On the other hand, black communities are typically neglected when they're hit by a terrible crime such as murder. In her book, Leovy outlines the inadequate resources Los Angeles relies on to solve black-on-black murders — the elite homicide unit, the robbery-homicide division, typically focuses on celebrity cases, massacres, and arson murders but rarely pays any attention to black-on-black violence, leaving it instead to understaffed local divisions. This is typical across the US: Investigations have found, for instance, that black homicides are less likely to be solved than those that involve white victims.
"Police can't do the job on their own — they need the community to help them"
What's worse, these issues work together to make both problems worse. Leovy writes that a big hurdle to solving murders in crime-ridden areas is that witnesses aren't willing to cooperate with police — they're too scared, or they just don't trust cops.
As Charis Kubrin, a criminologist at the University of California Irvine, previously told me, "People don't feel like they can go to the police even if they've witnessed crimes, because they don't trust the police, and there's antagonism there. And police can't do the job on their own — they need the community to help them."
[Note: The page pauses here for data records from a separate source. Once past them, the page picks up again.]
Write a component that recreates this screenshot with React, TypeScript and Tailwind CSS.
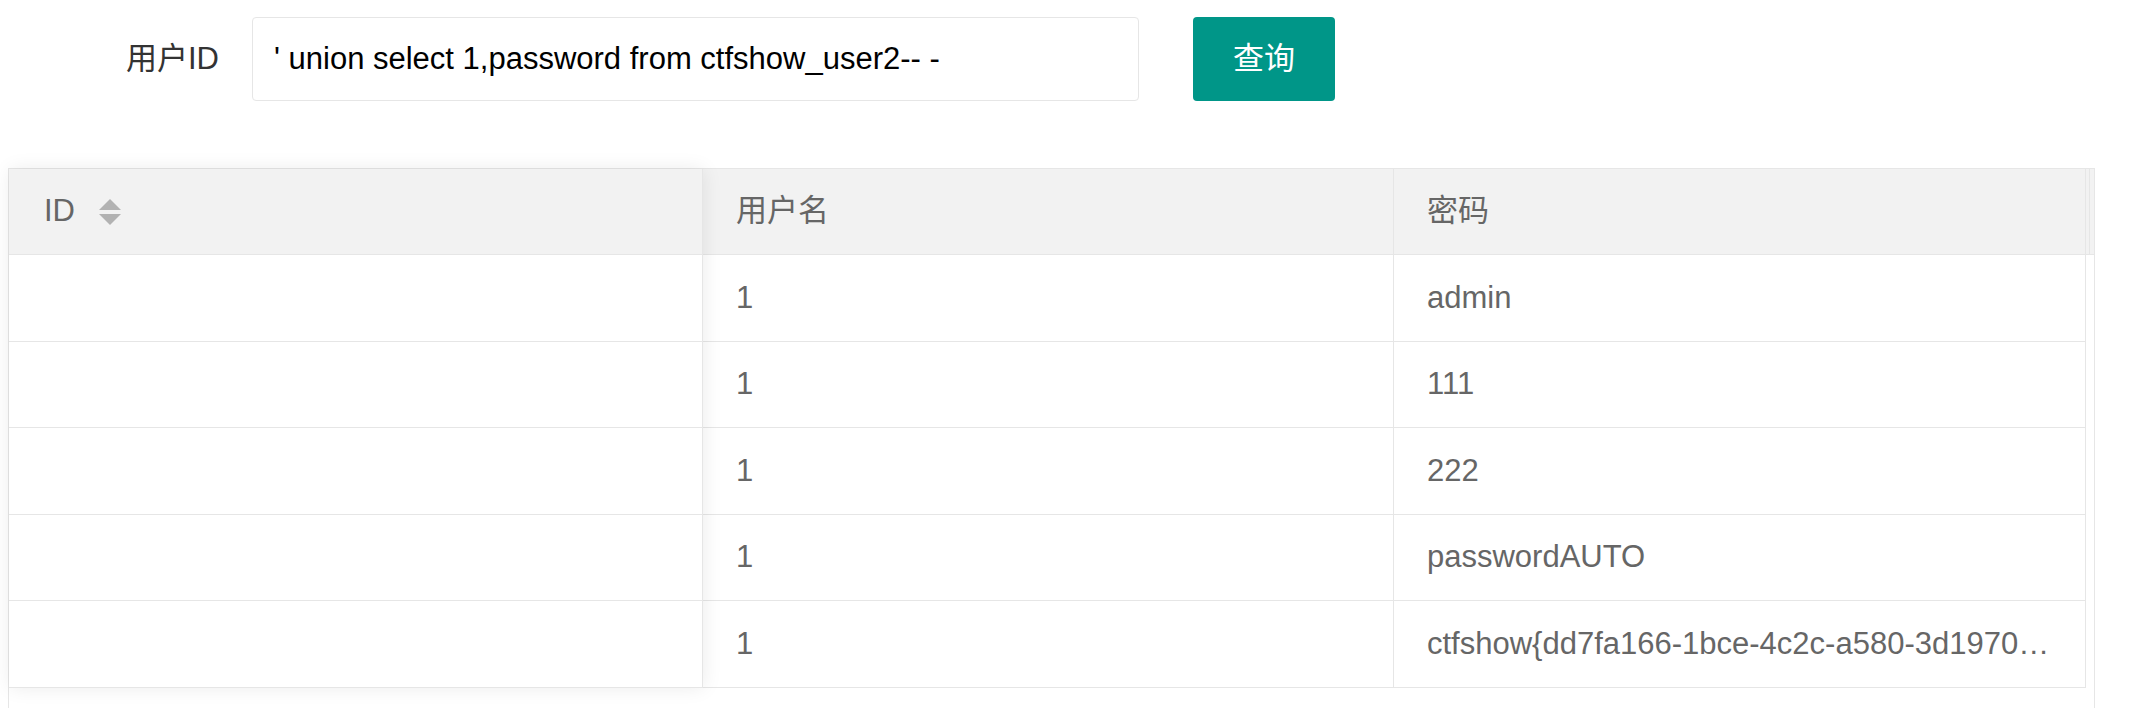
import type { ReactNode } from 'react';

const rows = [
  { name: '1', pass: 'admin' },
  { name: '1', pass: '111' },
  { name: '1', pass: '222' },
  { name: '1', pass: 'passwordAUTO' },
  { name: '1', pass: 'ctfshow{dd7fa166-1bce-4c2c-a580-3d1970…' },
];

function SortIcon() {
  return (
    <svg width="22" height="26" viewBox="0 0 22 26" className="ml-[24px] shrink-0">
      <polygon points="11,0 22,11 0,11" fill="#b2b2b2" />
      <polygon points="0,15 22,15 11,26" fill="#b2b2b2" />
    </svg>
  );
}

function Cell({ children, className = '' }: { children?: ReactNode; className?: string }) {
  return (
    <div className={`flex items-center px-[33px] overflow-hidden whitespace-nowrap ${className}`}>
      <span className="truncate">{children}</span>
    </div>
  );
}

export default function App() {
  return (
    <div
      className="min-h-screen bg-white pt-[17px] text-[31px]"
      style={{ fontFamily: '"Liberation Sans", Arial, "Noto Sans CJK SC", sans-serif' }}
    >
      {/* Search form */}
      <div className="flex items-center pl-[8px]">
        <label className="w-[244px] pr-[33px] text-right text-[#333]">用户ID</label>
        <div className="flex h-[84px] w-[887px] items-center rounded-[4px] border border-[#e6e6e6] bg-white pl-[21px] text-black">
          ' union select 1,password from ctfshow_user2-- -
        </div>
        <button className="ml-[54px] h-[84px] w-[142px] rounded-[4px] bg-[#009688] text-white">查询</button>
      </div>

      {/* Table */}
      <div className="ml-[8px] mt-[67px] w-[2087px] border-x border-t border-[#e6e6e6] text-[#666]">
        <div className="flex">
          {/* fixed left column */}
          <div className="relative z-10 w-[694px] shrink-0 border-r border-[#e6e6e6] bg-white shadow-[1px_0_18px_rgba(0,0,0,0.08)]">
            <div className="flex h-[86px] items-center border-b border-[#e6e6e6] bg-[#f2f2f2] px-[35px]">
              <span>ID</span>
              <SortIcon />
            </div>
            {rows.map((_, i) => (
              <div key={i} className="h-[86.5px] border-b border-[#e6e6e6]" />
            ))}
          </div>

          {/* scrolling part */}
          <div className="flex-1">
            <div className="flex h-[86px] border-b border-[#e6e6e6] bg-[#f2f2f2]">
              <Cell className="w-[691px] border-r border-[#e6e6e6]">用户名</Cell>
              <Cell className="w-[692px] border-r border-[#e6e6e6]">密码</Cell>
              <div className="w-[8px] pl-[3px]">
                <div className="h-full border-l border-[#e6e6e6]" />
              </div>
            </div>
            {rows.map((r, i) => (
              <div key={i} className="flex h-[86.5px]">
                <Cell className="w-[691px] border-b border-r border-[#e6e6e6]">{r.name}</Cell>
                <Cell className="w-[692px] border-b border-r border-[#e6e6e6]">{r.pass}</Cell>
              </div>
            ))}
          </div>
        </div>
        <div className="h-[80px]" />
      </div>
    </div>
  );
}
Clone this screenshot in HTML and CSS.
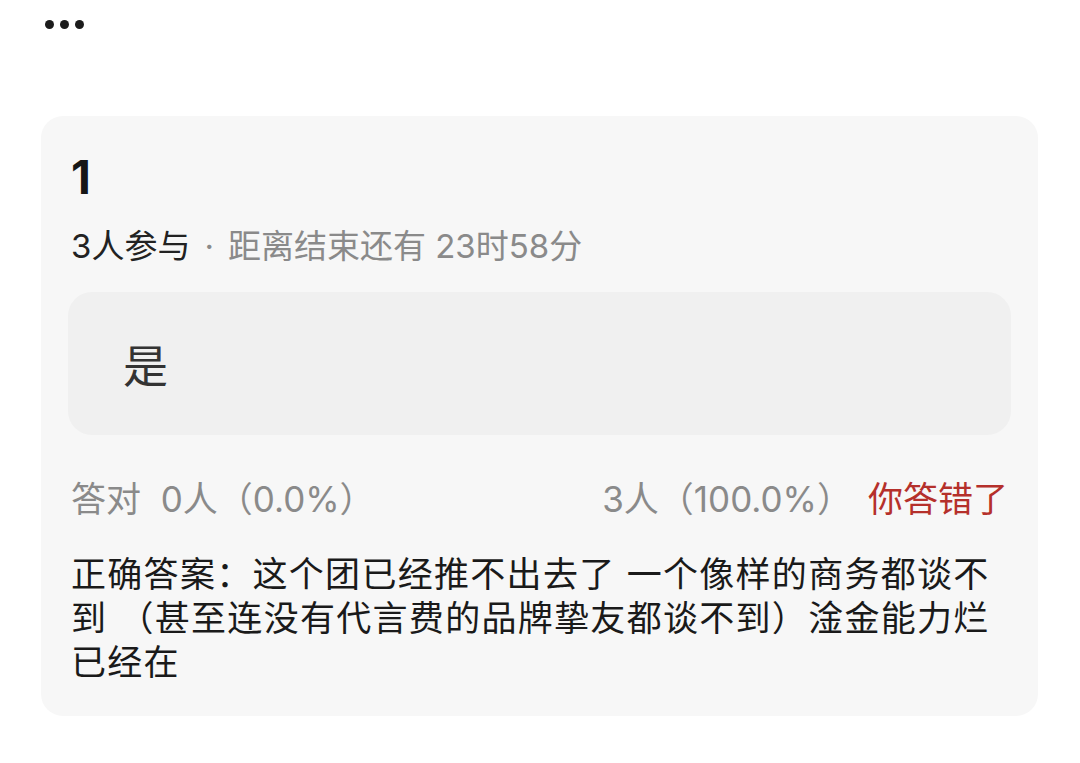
FILE: index.html
```html
<!DOCTYPE html>
<html lang="zh-CN">
<head>
<meta charset="utf-8">
<title>竞猜</title>
<link rel="stylesheet" href="styles.css">
</head>
<body>
<div class="page">
  <header class="topbar">
    <div class="more" aria-label="更多">
      <span class="dot"></span><span class="dot"></span><span class="dot"></span>
    </div>
  </header>

  <section class="card">
    <h1 class="title">1</h1>
    <p class="meta"><span class="count">3人参与</span><span class="sep">·</span><span class="remain">距离结束还有 23时58分</span></p>

    <div class="option">是</div>

    <div class="stats">
      <span class="right-count">答对&nbsp; 0人（0.0%）</span>
      <span class="wrong-group">
        <span class="wrong-count">3人（100.0%）</span>
        <span class="verdict">你答错了</span>
      </span>
    </div>

    <p class="answer">正确答案：这个团已经推不出去了 一个像样的商务都谈不到 （甚至连没有代言费的品牌挚友都谈不到）淦金能力烂<br>已经在</p>
  </section>
</div>
</body>
</html>
```

FILE: styles.css
```css
html, body {
  margin: 0;
  padding: 0;
  background: #ffffff;
}

body {
  font-family: Inter, "Noto Sans CJK SC", sans-serif;
  color: #1a1a1a;
}

.page {
  padding: 0 42px 40px 41px;
}

.topbar {
  height: 116px;
  box-sizing: border-box;
  padding: 20px 0 0 4px;
}

.more {
  display: flex;
  gap: 6px;
}

.dot {
  width: 9px;
  height: 9px;
  border-radius: 50%;
  background: #1c1c1c;
}

.card {
  background: #f7f7f7;
  border-radius: 22px;
  padding: 38px 27px 32px 27px;
}

.title {
  margin: 0;
  padding: 0 3px;
  font-size: 46px;
  line-height: 46px;
  font-weight: 700;
  color: #161616;
}

.meta {
  margin: 24px 0 0;
  padding: 0 3px;
  font-size: 33px;
  line-height: 44px;
  color: #8a8a8a;
  white-space: nowrap;
}

.meta .count {
  color: #222222;
}

.meta .sep {
  margin: 0 14px;
}

.option {
  margin-top: 24px;
  height: 143px;
  box-sizing: border-box;
  background: #f0f0f0;
  border-radius: 24px;
  display: flex;
  align-items: center;
  padding-left: 55px;
  font-size: 45px;
  color: #333333;
}

.stats {
  margin-top: 42px;
  padding: 0 3px;
  display: flex;
  justify-content: space-between;
  font-size: 35px;
  line-height: 44px;
  color: #8a8a8a;
  white-space: nowrap;
}

.wrong-group {
  display: flex;
  gap: 16px;
}

.verdict {
  color: #b5302b;
}

.answer {
  margin: 31px 0 0;
  padding: 0 3px;
  font-size: 35px;
  line-height: 44px;
  letter-spacing: 1.3px;
  color: #1a1a1a;
}
```
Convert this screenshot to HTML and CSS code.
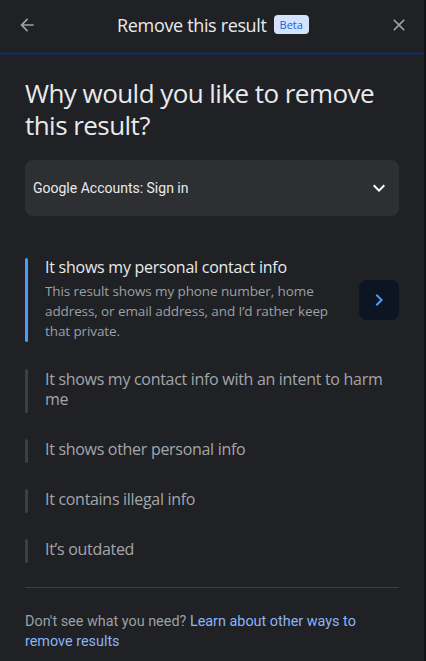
FILE: index.html
```html
<!DOCTYPE html>
<html lang="en">
<head>
<meta charset="utf-8">
<title>Remove this result</title>
<link rel="stylesheet" href="styles.css">
</head>
<body>
<div class="page">
  <header class="topbar">
    <button class="icon-btn" aria-label="Back">
      <svg width="20" height="20" viewBox="0 0 24 24"><path d="M20 11H7.83l5.59-5.59L12 4l-8 8 8 8 1.41-1.41L7.83 13H20v-2z" fill="currentColor"/></svg>
    </button>
    <div class="title-group">
      <span class="title">Remove this result</span>
      <span class="chip">Beta</span>
    </div>
    <button class="icon-btn" aria-label="Close">
      <svg width="20" height="20" viewBox="0 0 24 24"><path d="M19 6.41 17.59 5 12 10.59 6.41 5 5 6.41 10.59 12 5 17.59 6.41 19 12 13.41 17.59 19 19 17.59 13.41 12z" fill="currentColor"/></svg>
    </button>
  </header>

  <main class="content">
    <h1 class="heading">Why would you like to remove this result?</h1>

    <div class="dropdown">
      <span class="dropdown-label">Google Accounts: Sign in</span>
      <svg class="dropdown-chev" width="24" height="24" viewBox="0 0 24 24"><path d="M16.59 8.59 12 13.17 7.41 8.59 6 10l6 6 6-6z" fill="currentColor"/></svg>
    </div>

    <ul class="options">
      <li class="option selected">
        <span class="bar"></span>
        <div class="option-body">
          <div class="option-title">It shows my personal contact info</div>
          <div class="option-desc">This result shows my phone number, home address, or email address, and I’d rather keep that private.</div>
        </div>
        <button class="next-btn" aria-label="Next">
          <svg width="24" height="24" viewBox="0 0 24 24"><path d="M10 6 8.59 7.41 13.17 12l-4.58 4.59L10 18l6-6z" fill="currentColor"/></svg>
        </button>
      </li>
      <li class="option">
        <span class="bar"></span>
        <div class="option-body"><div class="option-text">It shows my contact info with an intent to harm me</div></div>
      </li>
      <li class="option">
        <span class="bar"></span>
        <div class="option-body"><div class="option-text">It shows other personal info</div></div>
      </li>
      <li class="option">
        <span class="bar"></span>
        <div class="option-body"><div class="option-text">It contains illegal info</div></div>
      </li>
      <li class="option">
        <span class="bar"></span>
        <div class="option-body"><div class="option-text">It’s outdated</div></div>
      </li>
    </ul>

    <hr class="divider">

    <p class="footer-text">Don't see what you need? <a href="#" class="link">Learn about other ways to remove results</a></p>
  </main>
</div>
</body>
</html>
```

FILE: styles.css
```css
* { box-sizing: border-box; }

html, body {
  margin: 0;
  padding: 0;
  background: #202124;
}

.page {
  width: 426px;
  min-height: 661px;
  background: #202124;
  border-right: 2px solid #111214;
  font-family: "Open Sans", "Noto Sans", sans-serif;
  color: #e8eaed;
}

.topbar {
  height: 55px;
  display: flex;
  align-items: center;
  justify-content: space-between;
  padding: 0 14px 3px 16px;
  border-bottom: 3px solid #172a4a;
}

.icon-btn {
  width: 20px;
  height: 20px;
  padding: 0;
  border: 0;
  background: none;
  color: #9aa0a6;
  display: flex;
  align-items: center;
  justify-content: center;
  margin: 0 1px;
}
.icon-btn svg { display: block; }

.title-group {
  display: flex;
  align-items: center;
  gap: 7px;
  margin-left: 0;
}

.title {
  font-size: 18px;
  font-weight: 500;
  color: #e8eaed;
  letter-spacing: -0.35px;
}

.chip {
  font-size: 11px;
  line-height: 19px;
  height: 19px;
  padding: 0 6px;
  border-radius: 4px;
  background: #d3e3fd;
  color: #1a5fd8;
}

.content {
  padding: 22px 25px 20px 25px;
}

.heading {
  margin: 0;
  font-size: 26px;
  line-height: 32px;
  font-weight: 400;
  color: #e8eaed;
  letter-spacing: -0.55px;
}

.dropdown {
  margin-top: 19px;
  height: 56px;
  border-radius: 8px;
  background: #2e2f33;
  display: flex;
  align-items: center;
  justify-content: space-between;
  padding: 0 8px;
}

.dropdown-label {
  font-family: Roboto, "Liberation Sans", sans-serif;
  font-size: 14px;
  font-weight: 400;
  color: #e8eaed;
}

.dropdown-chev { color: #ffffff; display: block; }

.options {
  list-style: none;
  margin: 42px 0 0 0;
  padding: 0;
  display: flex;
  flex-direction: column;
  gap: 26px;
}

.option {
  display: flex;
  align-items: stretch;
}

.option .bar {
  flex: 0 0 3px;
  width: 3px;
  border-radius: 2px;
  background: #3c4043;
}

.option.selected .bar { background: #4a9cff; }

.option-body {
  flex: 1;
  padding: 0 0 4px 17px;
}

.option.selected .option-body {
  padding: 0 20px 1px 17px;
}

.option.selected { margin-bottom: 1px; }

.option-title {
  font-size: 16px;
  line-height: 20px;
  font-weight: 500;
  color: #e8eaed;
  letter-spacing: -0.25px;
  margin-top: -1px;
  margin-bottom: 1px;
}

.option-desc {
  margin-top: 4px;
  font-size: 13.5px;
  line-height: 20px;
  color: #9aa0a6;
  letter-spacing: -0.1px;
}

.option-text {
  font-size: 16px;
  line-height: 20px;
  color: #a3a6ab;
  letter-spacing: -0.3px;
}

.next-btn {
  align-self: center;
  flex: 0 0 40px;
  width: 40px;
  height: 40px;
  border: 0;
  border-radius: 8px;
  background: #0d1422;
  color: #4a9cff;
  display: flex;
  align-items: center;
  justify-content: center;
  padding: 0;
}
.next-btn svg { display: block; }

.divider {
  margin: 24px 0 0 0;
  border: 0;
  height: 1px;
  background: #3c4043;
}

.footer-text {
  margin: 24px 0 0 0;
  font-family: Roboto, "Liberation Sans", sans-serif;
  font-size: 14.4px;
  line-height: 20px;
  color: #9aa0a6;
}

.link {
  color: #8ab4f8;
  text-decoration: none;
}
```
So when police are harassing predominantly black neighborhoods for petty offenses, they're making it less likely that the residents of that same neighborhood cooperate with police in future, more serious cases. And the unsolved murders can lead to more murders: People are more likely to take matters into their own hands — and resort to violence — if they no longer believe that the criminal justice system will protect them, as Leovy details in her book.
So it's not just that the figures in Trump's tweet are wildly wrong. The conservative trope that the tweet referred to is very wrong, as well.